Per EK PSO-4.A.1, independent states are the primary building blocks of the world political map, and every other political entity in Topic 4.1 is defined in relation to them.
Decolonization after 1945 is the biggest reason the number of independent states on the map exploded, with later additions from events like the breakup of the Soviet Union and Yugoslavia.
A de facto state (like Taiwan) governs itself in practice but lacks full international recognition, while a de jure state is legally recognized by other states.
Joining a supranational organization like the EU means a state voluntarily gives up some sovereignty while remaining independent.
It's a political unit with defined borders, a permanent population, a government, and sovereignty, meaning no outside power controls it. The CED calls independent states the primary building blocks of the world political map (EK PSO-4.A.1).
A state is a sovereign political unit with territory and a government; a nation is a group of people with shared identity and culture. The Kurds are a nation without a state, while Belgium is one state containing multiple nations.
It's complicated, and that's exactly why the exam asks about it. Taiwan functions as a de facto state with its own government, territory, and population, but it lacks full de jure recognition from most of the international community, so it challenges the neat definition of independent statehood.
No.

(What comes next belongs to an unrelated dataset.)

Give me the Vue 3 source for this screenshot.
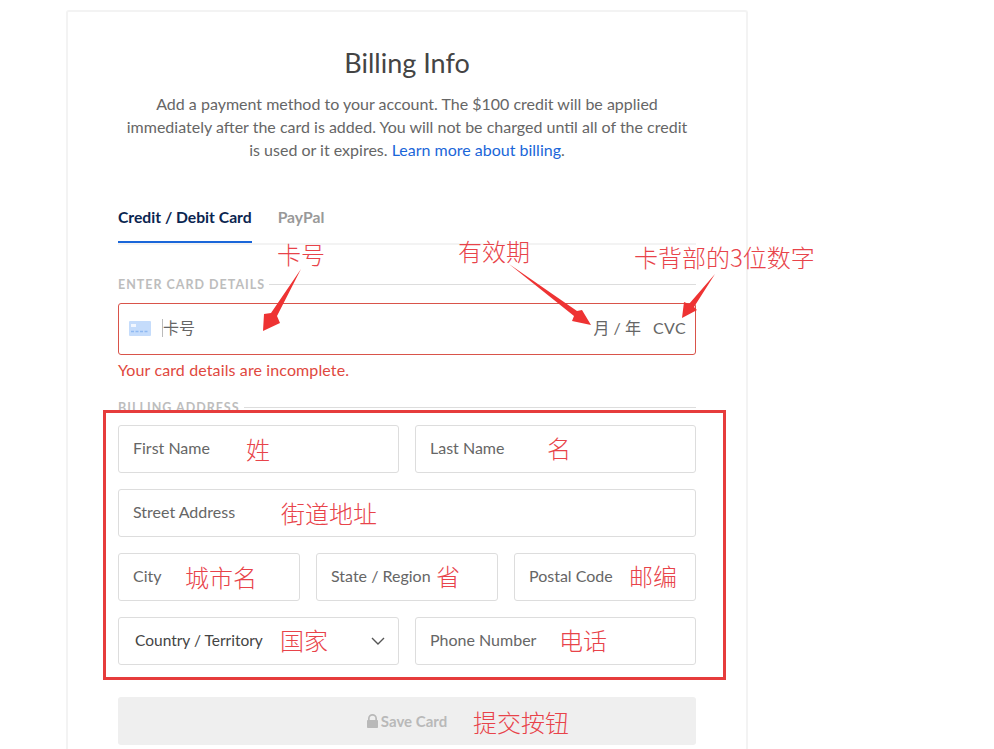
<script setup>
const notes = [
  { t: '卡号', x: 277, y: 239 },
  { t: '有效期', x: 458, y: 236 },
  { t: '卡背部的3位数字', x: 634, y: 242 },
  { t: '姓', x: 246, y: 434 },
  { t: '名', x: 547, y: 433 },
  { t: '街道地址', x: 281, y: 498 },
  { t: '城市名', x: 185, y: 562 },
  { t: '省', x: 436, y: 561 },
  { t: '邮编', x: 629, y: 561 },
  { t: '国家', x: 280, y: 625 },
  { t: '电话', x: 559, y: 625 },
  { t: '提交按钮', x: 473, y: 707 }
]
</script>

<template>
  <div class="page">
    <section class="card">
      <h1 class="title">Billing Info</h1>
      <p class="intro">
        Add a payment method to your account. The $100 credit will be applied<br />
        immediately after the card is added. You will not be charged until all of the credit<br />
        is used or it expires. <a class="link">Learn more about billing</a>.
      </p>

      <div class="tabs">
        <div class="tab active">Credit / Debit Card</div>
        <div class="tab">PayPal</div>
      </div>

      <div class="legend first"><span>ENTER CARD DETAILS</span></div>
      <div class="card-input">
        <svg class="card-icon" width="22" height="15" viewBox="0 0 22 15">
          <rect width="22" height="15" rx="1" fill="#c5dcfb" />
          <rect x="2" y="3" width="5" height="3" fill="#f2f7ff" />
          <path d="M2 10.500h18" stroke="#8fb9f2" stroke-width="1.500" stroke-dasharray="3 1.500" />
        </svg>
        <span class="caret"></span>
        <span class="ph">卡号</span>
        <span class="spacer"></span>
        <span class="ph">月 / 年</span>
        <span class="ph cvc">CVC</span>
      </div>
      <div class="error">Your card details are incomplete.</div>

      <div class="legend second"><span>BILLING ADDRESS</span></div>
      <div class="rows">
        <div class="row two">
          <div class="field">First Name</div>
          <div class="field">Last Name</div>
        </div>
        <div class="field">Street Address</div>
        <div class="row three">
          <div class="field">City</div>
          <div class="field">State / Region</div>
          <div class="field">Postal Code</div>
        </div>
        <div class="row two">
          <div class="field select">
            <span>Country / Territory</span>
            <svg class="chevron" width="14" height="8" viewBox="0 0 14 8">
              <path d="M1 1l6 6 6-6" fill="none" stroke="#555" stroke-width="1.400" />
            </svg>
          </div>
          <div class="field">Phone Number</div>
        </div>
      </div>

      <button class="save" type="button">
        <svg width="11" height="14" viewBox="0 0 11 14">
          <path d="M1 6V4.500a4.500 4.500 0 0 1 9 0V6h.2c.5 0 .8.300.8.800v6.400c0 .5-.3.800-.8.800H.8c-.5 0-.8-.3-.8-.8V6.800C0 6.300.3 6 .8 6zM2.700 6h5.600V4.500a2.800 2.800 0 0 0-5.600 0z" fill="#b9b9b9" />
        </svg>
        <span>Save Card</span>
      </button>
    </section>

    <div class="redbox"></div>
    <svg class="arrows" width="994" height="749" viewBox="0 0 994 749">
      <polygon points="301,269 277,316 280,323 263,331 264,314 271,313" fill="#ee3333" />
      <polygon points="509,264 577,311 582,310 591,325 572,321 574,316" fill="#ee3333" />
      <polygon points="715,274 694,307 697,310 682,318 684,302 689,304" fill="#ee3333" />
    </svg>
    <span v-for="n in notes" :key="n.t" class="note" :style="{ left: n.x + 'px', top: n.y + 'px' }">{{ n.t }}</span>
  </div>
</template>

<style>
html, body { margin: 0; background: #fff; overflow: hidden; }
</style>

<style scoped>
.page {
  position: relative;
  width: 994px;
  height: 749px;
  overflow: hidden;
  background: #fff;
  font-family: "Lato", "Noto Sans CJK SC", sans-serif;
}
.card {
  box-sizing: border-box;
  width: 682px;
  height: 780px;
  margin: 0 0 0 66px;
  position: relative;
  top: 10px;
  padding: 0 50px;
  border: 2px solid #f3f3f3;
  border-bottom: 0;
  border-radius: 3px 3px 0 0;
}
.title {
  margin: 0;
  padding-top: 33px;
  font-size: 27px;
  line-height: 36px;
  font-weight: 400;
  text-align: center;
  color: #444;
}
.intro {
  margin: 11px -10px 0;
  font-size: 16px;
  line-height: 23px;
  text-align: center;
  color: #666;
}
.link { color: #1a66d9; }
.tabs {
  display: flex;
  gap: 26px;
  margin-top: 39px;
  height: 43px;
  border-bottom: 2px solid #f3f3f3;
}
.tab {
  font-size: 15.700px;
  font-weight: 700;
  line-height: 34px;
  color: #999;
  margin-bottom: -2px;
}
.tab.active {
  color: #0a2550;
  border-bottom: 2px solid #1a66d9;
  height: 41px;
  box-sizing: content-box;
}
.legend {
  display: flex;
  align-items: center;
  gap: 4px;
  font-size: 12.500px;
  font-weight: 700;
  letter-spacing: 1px;
  color: #bdbdbd;
  line-height: 16px;
}
.legend::after {
  content: "";
  flex: 1;
  height: 1px;
  margin-top: -1px;
  background: #ddd;
}
.legend.first { margin-top: 32px; }
.legend.second { margin-top: 20px; }
.card-input {
  display: flex;
  align-items: center;
  box-sizing: border-box;
  height: 52px;
  margin-top: 10px;
  padding: 0 9px 2px 10px;
  border: 1px solid #d9534a;
  border-radius: 3px;
}
.card-icon { flex: none; margin-top: 1px; }
.caret {
  width: 1px;
  height: 18px;
  margin: 0 0 0 11px;
  background: #bbb;
}
.ph { font-size: 16px; line-height: 24px; color: #666; }
.cvc { margin-left: 12px; letter-spacing: 0.4px; }
.spacer { flex: 1; }
.error {
  margin-top: 5px;
  font-size: 16px;
  letter-spacing: 0.12px;
  line-height: 20px;
  color: #e0483e;
}
.rows {
  display: flex;
  flex-direction: column;
  gap: 16px;
  margin-top: 9px;
}
.row { display: grid; gap: 16px; }
.row.two { grid-template-columns: 1fr 1fr; }
.row.three { grid-template-columns: 1fr 1fr 1fr; }
.field {
  display: flex;
  align-items: center;
  box-sizing: border-box;
  height: 48px;
  padding: 0 14px 3px;
  border: 1px solid #ddd;
  border-radius: 3px;
  font-size: 16px;
  color: #666;
}
.field.select {
  justify-content: space-between;
  padding: 0 13px 2px 16px;
  color: #444;
  font-size: 15.500px;
}
.chevron { margin-top: 2px; }
.save {
  display: flex;
  align-items: center;
  justify-content: center;
  gap: 3px;
  width: 100%;
  height: 48px;
  margin-top: 32px;
  padding: 0;
  border: 0;
  border-radius: 3px;
  background: #efefef;
  font-family: inherit;
  font-size: 15px;
  font-weight: 700;
  color: #b9b9b9;
}
.redbox {
  position: absolute;
  left: 103px;
  top: 410px;
  box-sizing: border-box;
  width: 623px;
  height: 270px;
  border: 3px solid #e63c3c;
}
.arrows {
  position: absolute;
  left: 0;
  top: 0;
  pointer-events: none;
}
.note {
  position: absolute;
  font-family: "Noto Sans CJK SC", sans-serif;
  font-weight: 300;
  font-size: 24px;
  line-height: 30px;
  color: #e8434a;
  white-space: nowrap;
}
</style>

Member states of supranational organizations like the EU and ASEAN remain independent, but they voluntarily give up some sovereignty (over trade rules or currency, for example) in exchange for economic and political benefits. The 2025 SAQ tested exactly this trade-off.
Decolonization. Dozens of former colonies in Africa, Asia, and the Caribbean gained sovereignty after World War II, and later breakups like the Soviet Union (1991) and Yugoslavia added even more states to the map.